Wichtige Antriebskraft ist die Globalisierung. Der Aufstieg Lateinamerikas und Asiens hat neue Absatzmärkte geöffnet. Volkswagen schloss bereits 1985 ein Bündnis mit einem chinesischen Partner. Das macht sich bezahlt: 2012 verkauften die Wolfsburger allein in China 2,6 Millionen Fahrzeuge — das entspricht gut 90 Prozent des weltweiten Gesamtabsatzes von Volkswagen aus dem Jahr 1988.
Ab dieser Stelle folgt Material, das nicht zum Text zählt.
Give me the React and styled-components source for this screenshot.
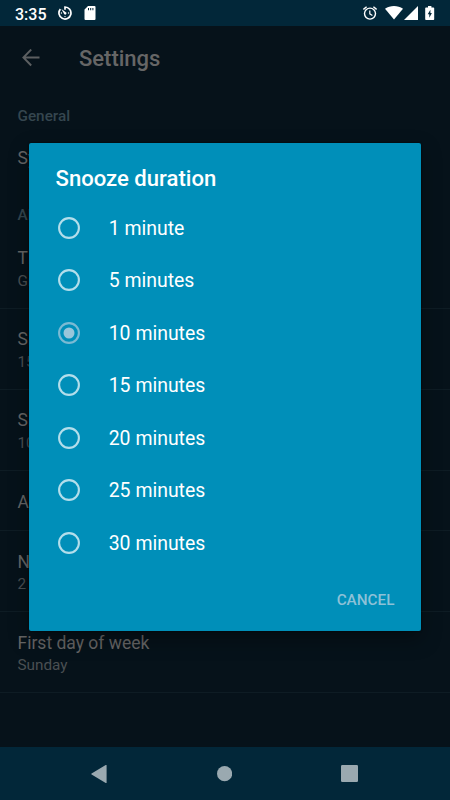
import React from "react"
import styled, { createGlobalStyle } from "styled-components"

const durations = [1, 5, 10, 15, 20, 25, 30]

const preferences = [
  { header: "General" },
  { title: "System", plain: true },
  { header: "Alarms" },
  { title: "Theme", summary: "Green" },
  { title: "Silence", summary: "15 min" },
  { title: "Snooze", summary: "10 min" },
  { title: "Alert" },
  { title: "Notify", summary: "2 hours" },
  { title: "First day of week", summary: "Sunday" },
]

const StatusBar = () => (
  <StyledStatus>
    <span className="time">3:35</span>
    <svg className="timer" width="14" height="14" viewBox="0 0 14 14">
      <path
        d="M7 3.8V1A6 6 0 1 1 2.4 3.1"
        fill="none"
        stroke="white"
        strokeWidth="1.7"
      />
      <path d="M3.4 3.1 8.1 6.5A1.2 1.2 0 0 1 6.3 8.2Z" fill="white" />
      <circle cx="10.6" cy="7" r=".7" fill="white" />
      <circle cx="3.4" cy="7" r=".7" fill="white" />
      <circle cx="7" cy="10.6" r=".7" fill="white" />
    </svg>
    <svg className="card" width="12" height="14" viewBox="0 0 12 14">
      <path
        fillRule="evenodd"
        d="M4 0h6.5a1 1 0 0 1 1 1v12a1 1 0 0 1-1 1h-9a1 1 0 0 1-1-1V3.5ZM4 2v2.3h1V2ZM6.2 2v2.3h1V2ZM8.4 2v2.3h1V2Z"
        fill="white"
      />
    </svg>
    <svg className="alarm" width="14" height="14" viewBox="0 0 14 14">
      <g fill="none" stroke="white" strokeWidth="1.4">
        <circle cx="7" cy="7.6" r="5.5" />
        <path d="M.4 3.4 3.6.7M13.6 3.4 10.4.7" />
        <path d="M6.8 4.4v3.4l2.6 1.6" strokeWidth="1.2" />
      </g>
    </svg>
    <svg className="wifi" width="18" height="14" viewBox="0 0 18 14">
      <path d="M0 2.7C5.2-.9 12.8-.9 18 2.7L9 13.6Z" fill="white" />
    </svg>
    <svg className="signal" width="14" height="14" viewBox="0 0 14 14">
      <path d="M14 0v14H0Z" fill="white" />
    </svg>
    <svg className="battery" width="10" height="14" viewBox="0 0 10 14">
      <path
        fillRule="evenodd"
        d="M3 0h3.4v1.4h2a.8.8 0 0 1 .8.8v11a.8.8 0 0 1-.8.8H1a.8.8 0 0 1-.8-.8v-11A.8.8 0 0 1 1 1.4h2ZM5.4 3.8 2.7 8.3h1.6v3.4L6.9 7H5.4Z"
        fill="white"
      />
    </svg>
  </StyledStatus>
)

const Preference = ({ title, summary, plain }) => (
  <Row $plain={plain} $single={!summary}>
    <div className="title">{title}</div>
    {summary && <div className="summary">{summary}</div>}
  </Row>
)

const SnoozeDialog = () => (
  <StyledDialog role="dialog">
    <h2>Snooze duration</h2>
    <ul>
      {durations.map((n) => (
        <Option key={n} $checked={n === 10}>
          <svg width="22" height="22" viewBox="0 0 22 22">
            <circle className="ring" cx="11" cy="11" r="9.9" />
            {n === 10 && <circle className="dot" cx="11" cy="11" r="5.5" />}
          </svg>
          <span>
            {n} {n === 1 ? "minute" : "minutes"}
          </span>
        </Option>
      ))}
    </ul>
    <Cancel>CANCEL</Cancel>
  </StyledDialog>
)

const App = () => {
  return (
    <>
      <GlobalStyle />
      <Screen>
        <StatusBar />
        <Toolbar>
          <svg width="18" height="18" viewBox="0 0 18 18">
            <path
              d="M17.5 8.5H1.7M9.2.5 1.4 8.5l7.8 8"
              fill="none"
              stroke="#5c5f61"
              strokeWidth="1.9"
            />
          </svg>
          <h1>Settings</h1>
        </Toolbar>
        <List>
          {preferences.map((item) =>
            item.header ? (
              <Header key={item.header}>{item.header}</Header>
            ) : (
              <Preference key={item.title} {...item} />
            )
          )}
        </List>
        <NavBar>
          <svg width="16" height="18" viewBox="0 0 16 18">
            <path d="M15.6.3v17.4a.6.6 0 0 1-.9.2L.6 9.5a.6.6 0 0 1 0-1L14.7.1a.6.6 0 0 1 .9.2Z" />
          </svg>
          <svg width="16" height="16" viewBox="0 0 16 16">
            <circle cx="8.6" cy="7.7" r="7.6" />
          </svg>
          <svg width="17" height="17" viewBox="0 0 17 17">
            <rect width="17" height="17" rx="1.2" />
          </svg>
        </NavBar>
        <SnoozeDialog />
      </Screen>
    </>
  )
}

const GlobalStyle = createGlobalStyle`
  * {
    box-sizing: border-box;
    margin: 0;
    padding: 0;
  }

  body {
    background: #06121a;
    font-family: Roboto, sans-serif;
  }
`

const Screen = styled.div`
  position: relative;
  width: 450px;
  height: 800px;
  display: flex;
  flex-direction: column;
  overflow: hidden;
  background: #06121a;
`

const StyledStatus = styled.div`
  height: 26px;
  flex: none;
  display: flex;
  align-items: center;
  padding: 0 15px;
  background: #022739;
  color: white;

  .time {
    width: 43px;
    font-size: 16px;
    font-weight: 500;
    line-height: 26px;
    padding-top: 3px;
  }

  .card {
    margin-left: 12px;
  }

  .alarm {
    margin-left: auto;
  }

  .wifi {
    margin-left: 8px;
  }

  .signal {
    margin-left: 1px;
  }

  .battery {
    margin-left: 7px;
  }
`

const Toolbar = styled.header`
  height: 64px;
  flex: none;
  display: flex;
  align-items: center;
  padding-left: 22px;
  color: #666666;

  h1 {
    margin-left: 39px;
    font-size: 22px;
    font-weight: 500;
  }
`

const List = styled.main`
  flex: 1;
  overflow: hidden;
`

const Header = styled.div`
  height: 39px;
  padding: 17.4px 17.5px 0;
  color: #35464f;
  font-size: 15.3px;
  font-weight: 500;
  line-height: 18px;
`

const Row = styled.div`
  height: ${(p) => (p.$plain ? 59.5 : p.$single ? 60 : 81.2)}px;
  padding: ${(p) => (p.$plain ? 18 : 19.5)}px 17.5px 0;
  border-bottom: 1px solid ${(p) => (p.$plain ? "transparent" : "#0e1c24")};

  .title {
    color: #666666;
    font-size: 17.5px;
    line-height: 22px;
  }

  .summary {
    margin-top: 1.6px;
    color: #4a4f52;
    font-size: 15.3px;
    line-height: 20px;
  }
`

const NavBar = styled.nav`
  height: 53px;
  flex: none;
  display: flex;
  align-items: center;
  justify-content: space-between;
  padding: 0 92px 0 91px;
  background: #022739;
  fill: #9aa9b0;
`

const StyledDialog = styled.section`
  position: absolute;
  top: 143px;
  left: 29px;
  width: 392px;
  height: 487.5px;
  display: flex;
  flex-direction: column;
  border-radius: 2px;
  background: #008fb9;
  box-shadow: 0 8px 20px rgba(0, 0, 0, 0.35), 0 0 2px rgba(0, 0, 0, 0.8);
  color: white;

  h2 {
    padding: 21.4px 26.5px 0;
    font-size: 22.1px;
    font-weight: 500;
    line-height: 28px;
  }

  ul {
    margin-top: 8.9px;
    list-style: none;
  }
`

const Option = styled.li`
  height: 52.5px;
  display: flex;
  align-items: center;
  padding-left: 28.7px;
  font-size: 19.45px;

  svg {
    margin-right: 29px;
  }

  span {
    padding-top: 1.5px;
  }

  .ring {
    fill: none;
    stroke: ${(p) => (p.$checked ? "#7bbad3" : "#b3deeb")};
    stroke-width: 2.1;
  }

  .dot {
    fill: #99c6da;
  }
`

const Cancel = styled.button`
  align-self: flex-end;
  margin: 11px 26.5px 0 0;
  border: 0;
  background: none;
  color: #8dc1d7;
  font: 500 15.3px Roboto, sans-serif;
  line-height: 40px;
`

export default App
Die Gesamtbilanz der DAX-Titanen ist beeindruckend: Die neun Industriekonzerne unter den Dauerbrennern haben ihren Umsatz seit Gründung des DAX nahezu vervierfacht (siehe Tabelle unten).
Historische Fehlschläge
Mit der Expansion in neue Regionen und Geschäftsfelder sind die Unternehmen aber auch Risiken eingegangen. Legendär ist die verpatzte Fusion von Daimler-Benz und Chrysler. Die Deutsche Bank stieg 1998 mit der Übernahme der US-Investmentbank Bankers Trust zu einer festen Größe an der Wall Street auf. Dort machte die Deutsche Bank viele Jahre gute Geschäfte. Die USA waren aber auch Ausgangspunkt der großen Finanzkrise, die die Börsen bis heute in Atem hält. Die Deutsche Bank hat seit dem Frühjahr 2007 zwei Drittel ihres Börsenwerts verloren. Seit Gründung des DAX hat die Aktie damit — wie auch die Papiere von Lufthansa, Allianz und Commerzbank — deutlich schlechter abgeschnitten als der Index.
Dennoch: Insgesamt ist die Performance der DAX-Titanen stark. Allein über die vergangenen 20 Jahre hat sich ihr gesamter Börsenwert verzehnfacht — angesichts der deutlichen Gewinnverbesserung eine absolut rationale Entwicklung.